◆ EXCERPTED RECORDS
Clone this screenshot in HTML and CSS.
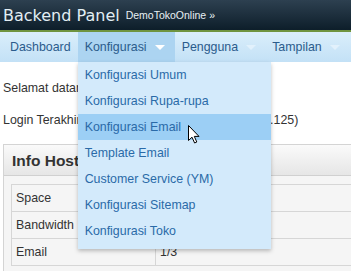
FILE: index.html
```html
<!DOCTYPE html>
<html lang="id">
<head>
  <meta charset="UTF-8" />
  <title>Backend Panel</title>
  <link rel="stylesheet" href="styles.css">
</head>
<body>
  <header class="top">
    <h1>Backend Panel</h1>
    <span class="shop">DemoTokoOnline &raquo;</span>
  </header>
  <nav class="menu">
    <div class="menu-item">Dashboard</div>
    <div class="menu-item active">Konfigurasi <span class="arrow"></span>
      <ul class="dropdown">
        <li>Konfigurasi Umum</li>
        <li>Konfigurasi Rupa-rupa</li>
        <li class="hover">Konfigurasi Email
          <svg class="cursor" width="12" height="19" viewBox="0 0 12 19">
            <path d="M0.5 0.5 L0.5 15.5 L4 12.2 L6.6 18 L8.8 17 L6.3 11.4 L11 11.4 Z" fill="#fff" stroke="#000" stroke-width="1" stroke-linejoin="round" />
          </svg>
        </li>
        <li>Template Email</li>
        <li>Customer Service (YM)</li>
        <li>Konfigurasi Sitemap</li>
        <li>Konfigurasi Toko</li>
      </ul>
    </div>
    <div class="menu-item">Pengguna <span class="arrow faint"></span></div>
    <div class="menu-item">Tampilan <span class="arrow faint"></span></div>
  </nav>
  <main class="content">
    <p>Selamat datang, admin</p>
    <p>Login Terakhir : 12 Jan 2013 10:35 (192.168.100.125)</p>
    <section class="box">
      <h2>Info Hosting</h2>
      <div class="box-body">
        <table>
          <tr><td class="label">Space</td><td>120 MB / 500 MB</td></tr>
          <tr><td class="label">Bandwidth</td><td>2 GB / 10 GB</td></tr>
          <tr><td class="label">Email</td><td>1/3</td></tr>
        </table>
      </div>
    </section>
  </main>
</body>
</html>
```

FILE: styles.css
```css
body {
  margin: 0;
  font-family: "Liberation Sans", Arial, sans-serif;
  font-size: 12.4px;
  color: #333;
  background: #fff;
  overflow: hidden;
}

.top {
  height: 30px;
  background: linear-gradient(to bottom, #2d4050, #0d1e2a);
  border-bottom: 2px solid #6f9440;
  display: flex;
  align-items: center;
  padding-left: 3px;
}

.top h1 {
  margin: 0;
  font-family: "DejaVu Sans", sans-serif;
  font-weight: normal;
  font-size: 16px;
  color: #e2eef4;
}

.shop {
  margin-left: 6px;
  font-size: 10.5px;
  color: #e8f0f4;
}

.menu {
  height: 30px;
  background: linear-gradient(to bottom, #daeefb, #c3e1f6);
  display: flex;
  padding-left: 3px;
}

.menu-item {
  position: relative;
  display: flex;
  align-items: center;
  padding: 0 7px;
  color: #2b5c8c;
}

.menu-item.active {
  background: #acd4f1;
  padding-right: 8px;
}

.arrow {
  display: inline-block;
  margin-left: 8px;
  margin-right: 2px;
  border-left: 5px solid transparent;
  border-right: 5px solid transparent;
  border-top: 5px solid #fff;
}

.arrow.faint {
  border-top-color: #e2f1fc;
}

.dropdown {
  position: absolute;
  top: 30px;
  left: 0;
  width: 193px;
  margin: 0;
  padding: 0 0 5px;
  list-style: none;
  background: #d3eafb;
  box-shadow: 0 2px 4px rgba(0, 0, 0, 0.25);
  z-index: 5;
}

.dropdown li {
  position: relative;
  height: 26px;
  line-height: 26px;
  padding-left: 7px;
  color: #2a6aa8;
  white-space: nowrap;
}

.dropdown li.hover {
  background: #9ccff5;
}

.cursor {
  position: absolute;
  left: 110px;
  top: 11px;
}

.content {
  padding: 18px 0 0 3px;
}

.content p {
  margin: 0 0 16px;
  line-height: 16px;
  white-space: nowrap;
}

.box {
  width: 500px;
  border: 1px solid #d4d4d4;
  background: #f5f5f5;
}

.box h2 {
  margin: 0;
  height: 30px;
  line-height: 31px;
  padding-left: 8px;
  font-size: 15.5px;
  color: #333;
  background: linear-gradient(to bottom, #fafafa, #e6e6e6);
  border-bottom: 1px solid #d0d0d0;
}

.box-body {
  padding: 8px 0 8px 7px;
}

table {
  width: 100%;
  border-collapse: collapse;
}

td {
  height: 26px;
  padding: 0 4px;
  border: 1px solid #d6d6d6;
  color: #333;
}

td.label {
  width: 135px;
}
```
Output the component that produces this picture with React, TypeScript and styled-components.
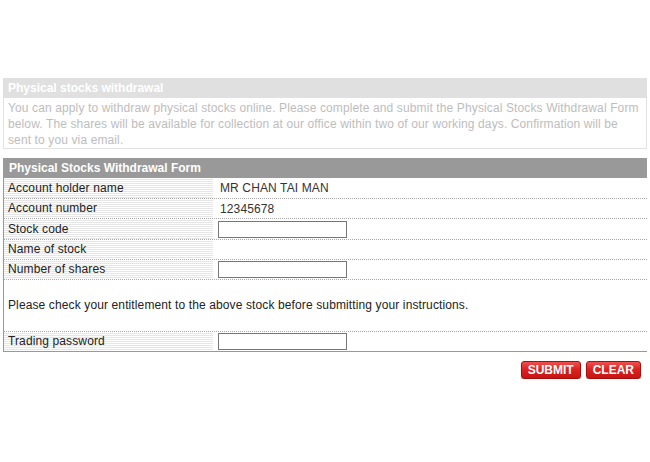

◆ WORK INSTRUCTIONS
Leave the pictures out and reproduce all of the records exactly.

◆ ANSWER FOR THIS EXERCISE
Clone this screenshot in HTML and CSS.
FILE: index.html
```html
<!DOCTYPE html>
<html lang="id">
<head>
  <meta charset="UTF-8" />
  <title>Backend Panel</title>
  <link rel="stylesheet" href="styles.css">
</head>
<body>
  <header class="top">
    <h1>Backend Panel</h1>
    <span class="shop">DemoTokoOnline &raquo;</span>
  </header>
  <nav class="menu">
    <div class="menu-item">Dashboard</div>
    <div class="menu-item active">Konfigurasi <span class="arrow"></span>
      <ul class="dropdown">
        <li>Konfigurasi Umum</li>
        <li>Konfigurasi Rupa-rupa</li>
        <li class="hover">Konfigurasi Email
          <svg class="cursor" width="12" height="19" viewBox="0 0 12 19">
            <path d="M0.5 0.5 L0.5 15.5 L4 12.2 L6.6 18 L8.8 17 L6.3 11.4 L11 11.4 Z" fill="#fff" stroke="#000" stroke-width="1" stroke-linejoin="round" />
          </svg>
        </li>
        <li>Template Email</li>
        <li>Customer Service (YM)</li>
        <li>Konfigurasi Sitemap</li>
        <li>Konfigurasi Toko</li>
      </ul>
    </div>
    <div class="menu-item">Pengguna <span class="arrow faint"></span></div>
    <div class="menu-item">Tampilan <span class="arrow faint"></span></div>
  </nav>
  <main class="content">
    <p>Selamat datang, admin</p>
    <p>Login Terakhir : 12 Jan 2013 10:35 (192.168.100.125)</p>
    <section class="box">
      <h2>Info Hosting</h2>
      <div class="box-body">
        <table>
          <tr><td class="label">Space</td><td>120 MB / 500 MB</td></tr>
          <tr><td class="label">Bandwidth</td><td>2 GB / 10 GB</td></tr>
          <tr><td class="label">Email</td><td>1/3</td></tr>
        </table>
      </div>
    </section>
  </main>
</body>
</html>
```

FILE: styles.css
```css
body {
  margin: 0;
  font-family: "Liberation Sans", Arial, sans-serif;
  font-size: 12.4px;
  color: #333;
  background: #fff;
  overflow: hidden;
}

.top {
  height: 30px;
  background: linear-gradient(to bottom, #2d4050, #0d1e2a);
  border-bottom: 2px solid #6f9440;
  display: flex;
  align-items: center;
  padding-left: 3px;
}

.top h1 {
  margin: 0;
  font-family: "DejaVu Sans", sans-serif;
  font-weight: normal;
  font-size: 16px;
  color: #e2eef4;
}

.shop {
  margin-left: 6px;
  font-size: 10.5px;
  color: #e8f0f4;
}

.menu {
  height: 30px;
  background: linear-gradient(to bottom, #daeefb, #c3e1f6);
  display: flex;
  padding-left: 3px;
}

.menu-item {
  position: relative;
  display: flex;
  align-items: center;
  padding: 0 7px;
  color: #2b5c8c;
}

.menu-item.active {
  background: #acd4f1;
  padding-right: 8px;
}

.arrow {
  display: inline-block;
  margin-left: 8px;
  margin-right: 2px;
  border-left: 5px solid transparent;
  border-right: 5px solid transparent;
  border-top: 5px solid #fff;
}

.arrow.faint {
  border-top-color: #e2f1fc;
}

.dropdown {
  position: absolute;
  top: 30px;
  left: 0;
  width: 193px;
  margin: 0;
  padding: 0 0 5px;
  list-style: none;
  background: #d3eafb;
  box-shadow: 0 2px 4px rgba(0, 0, 0, 0.25);
  z-index: 5;
}

.dropdown li {
  position: relative;
  height: 26px;
  line-height: 26px;
  padding-left: 7px;
  color: #2a6aa8;
  white-space: nowrap;
}

.dropdown li.hover {
  background: #9ccff5;
}

.cursor {
  position: absolute;
  left: 110px;
  top: 11px;
}

.content {
  padding: 18px 0 0 3px;
}

.content p {
  margin: 0 0 16px;
  line-height: 16px;
  white-space: nowrap;
}

.box {
  width: 500px;
  border: 1px solid #d4d4d4;
  background: #f5f5f5;
}

.box h2 {
  margin: 0;
  height: 30px;
  line-height: 31px;
  padding-left: 8px;
  font-size: 15.5px;
  color: #333;
  background: linear-gradient(to bottom, #fafafa, #e6e6e6);
  border-bottom: 1px solid #d0d0d0;
}

.box-body {
  padding: 8px 0 8px 7px;
}

table {
  width: 100%;
  border-collapse: collapse;
}

td {
  height: 26px;
  padding: 0 4px;
  border: 1px solid #d6d6d6;
  color: #333;
}

td.label {
  width: 135px;
}
```
Output the component that produces this picture with React, TypeScript and styled-components.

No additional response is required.